McD's cuts chocolate milk and cheeseburgers from Happy Meals
In 2018, McDonald's announced that its standard Happy Meal would, going forward, come with regular milk and a hamburger or Chicken McNuggets. This meant, per Business Insider, Happy Meals would no longer come with chocolate milk and cheeseburgers, a move that enraged many customers, most of them likely nostalgic parents, not kids. (That said, those items could still be requested.)
Domino's changes everything
Per Mashed, starting in 2008, Domino's Pizza underwent a very costly multi-year campaign to completely change its pizzas. The chain changed the recipe for the dough and the sauce, switched to a new cheese blend, switched topping suppliers, and more. The result was—if we can believe the marketing blitz—a whole new and improved lineup of pizzas. But many people missed the decades-old pies and could barely stomach the new pizzas.
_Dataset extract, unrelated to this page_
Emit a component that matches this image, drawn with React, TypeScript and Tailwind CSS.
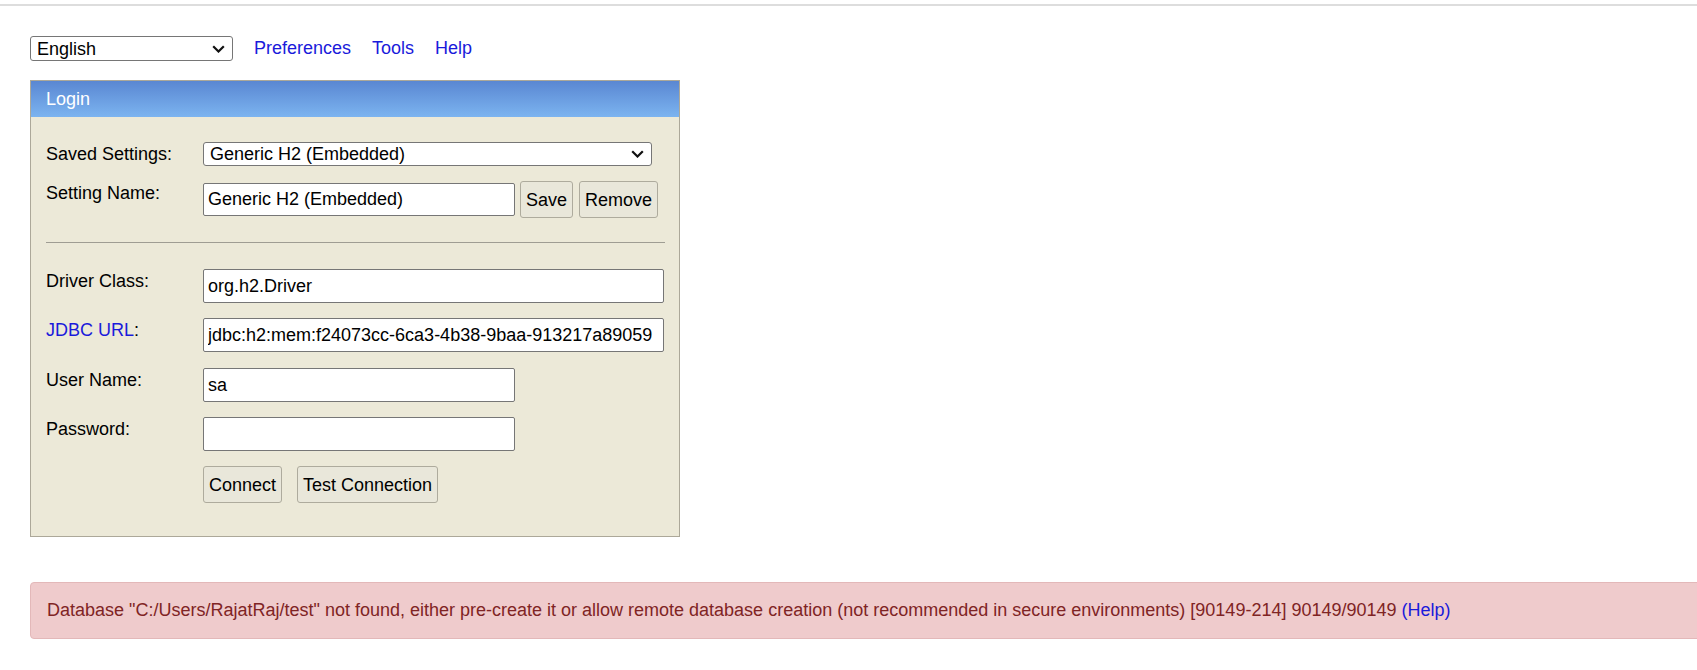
import { useState } from "react"

function Chevron() {
  return (
    <svg width="13" height="8" viewBox="0 0 13 8" className="shrink-0">
      <path d="M1.2 1.2 L6.5 6.5 L11.8 1.2" fill="none" stroke="#111" strokeWidth="2.2" />
    </svg>
  )
}

function FakeSelect({ value, className }: { value: string; className: string }) {
  return (
    <div
      className={`flex items-center justify-between bg-white border border-[#767676] rounded-[3px] pl-[6px] pr-[7px] text-black ${className}`}
    >
      <span className="leading-none">{value}</span>
      <Chevron />
    </div>
  )
}

function Field({ value, className }: { value: string; className: string }) {
  return (
    <input
      readOnly
      value={value}
      className={`bg-white border border-[#767676] rounded-[2px] px-[4px] h-[34px] text-black outline-none ${className}`}
    />
  )
}

function Btn({ label }: { label: string }) {
  return (
    <button className="h-[37px] px-[5px] bg-[#e9e7da] border border-[#aeab9d] rounded-[3px] text-black leading-none">
      {label}
    </button>
  )
}

function Row({ label, children, top }: { label: React.ReactNode; children: React.ReactNode; top?: string }) {
  return (
    <div className={`flex items-start ${top ?? ""}`}>
      <div className="w-[157px] shrink-0 pt-[2px] leading-[20px]">{label}</div>
      {children}
    </div>
  )
}

export default function App() {
  const [user] = useState("sa")

  return (
    <div className="w-[1697px] h-[670px] overflow-hidden bg-white text-[18px] text-black font-['Liberation_Sans',Arial,sans-serif]">
      <div className="mt-[4px] h-[2px] bg-[#dddddd]" />

      {/* toolbar */}
      <div className="mt-[30px] ml-[30px] flex items-center h-[25px]">
        <FakeSelect value="English" className="w-[203px] h-[25px]" />
        <div className="flex gap-[21px] ml-[21px] text-[#1a1adb]">
          <span>Preferences</span>
          <span>Tools</span>
          <span>Help</span>
        </div>
      </div>

      {/* login box */}
      <div className="mt-[19px] ml-[30px] w-[650px] border border-[#aca899] bg-[#ece9d8]">
        <div className="h-[36px] bg-gradient-to-b from-[#5a87d2] to-[#7cb4f0] text-white flex items-center px-[15px]">
          Login
        </div>

        <div className="px-[15px] pb-[33px]">
          <Row label="Saved Settings:" top="mt-[25px]">
            <FakeSelect value="Generic H2 (Embedded)" className="w-[449px] h-[24px]" />
          </Row>

          <Row label="Setting Name:" top="mt-[15px]">
            <div className="flex items-start">
              <Field value="Generic H2 (Embedded)" className="w-[312px] !h-[33px] mt-[2px]" />
              <div className="flex gap-[6px] ml-[5px]">
                <Btn label="Save" />
                <Btn label="Remove" />
              </div>
            </div>
          </Row>

          <div className="mt-[24px] h-[1px] w-[619px] bg-[#9f9d93]" />

          <Row label="Driver Class:" top="mt-[26px]">
            <Field value="org.h2.Driver" className="w-[462px]" />
          </Row>

          <Row
            label={
              <span>
                <span className="text-[#1a1adb]">JDBC URL</span>:
              </span>
            }
            top="mt-[15px]"
          >
            <Field value="jdbc:h2:mem:f24073cc-6ca3-4b38-9baa-913217a89059" className="w-[462px]" />
          </Row>

          <Row label="User Name:" top="mt-[16px]">
            <Field value={user} className="w-[312px]" />
          </Row>

          <Row label="Password:" top="mt-[15px]">
            <Field value="" className="w-[312px]" />
          </Row>

          <div className="mt-[15px] ml-[157px] flex gap-[15px]">
            <Btn label="Connect" />
            <Btn label="Test Connection" />
          </div>
        </div>
      </div>

      {/* error */}
      <div className="mt-[45px] ml-[30px] w-[1700px] h-[57px] flex items-center pl-[16px] bg-[#efcbcc] border border-[#e3b8b9] rounded-[4px] text-[#7f2424]">
        <span>
          Database "C:/Users/RajatRaj/test" not found, either pre-create it or allow remote database creation (not
          recommended in secure environments) [90149-214] 90149/90149{" "}
          <span className="text-[#1a1adb]">(Help)</span>
        </span>
      </div>
    </div>
  )
}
One customer, sharing via The Ann Arbor News, spoke for many when saying: "The crust is alright but the garlic seasoning is awful!!!!!! It was too overpowering and left a bad taste in my mouth until the following morning, even after brushing my teeth twice to get rid of the garlic taste! I don't mind a little bit of garlic but the old flavor was way better than what they are trying to pass off now. They need to go back to all fresh ingredients and stick with what put them on the map in the first place!"
McDonald's fries
In one of the most confounding cases here, we can totally see both sides of the issue with the 1990 change in how McDonald's cooked its fries. That year, the chain switched from frying in beef tallow to using vegetable oil, and the fries have never been quite as good. They may have been a bit healthier but, at the time, called out lots of anger and even saw the company's stock price dip for a while, per The Daily Meal.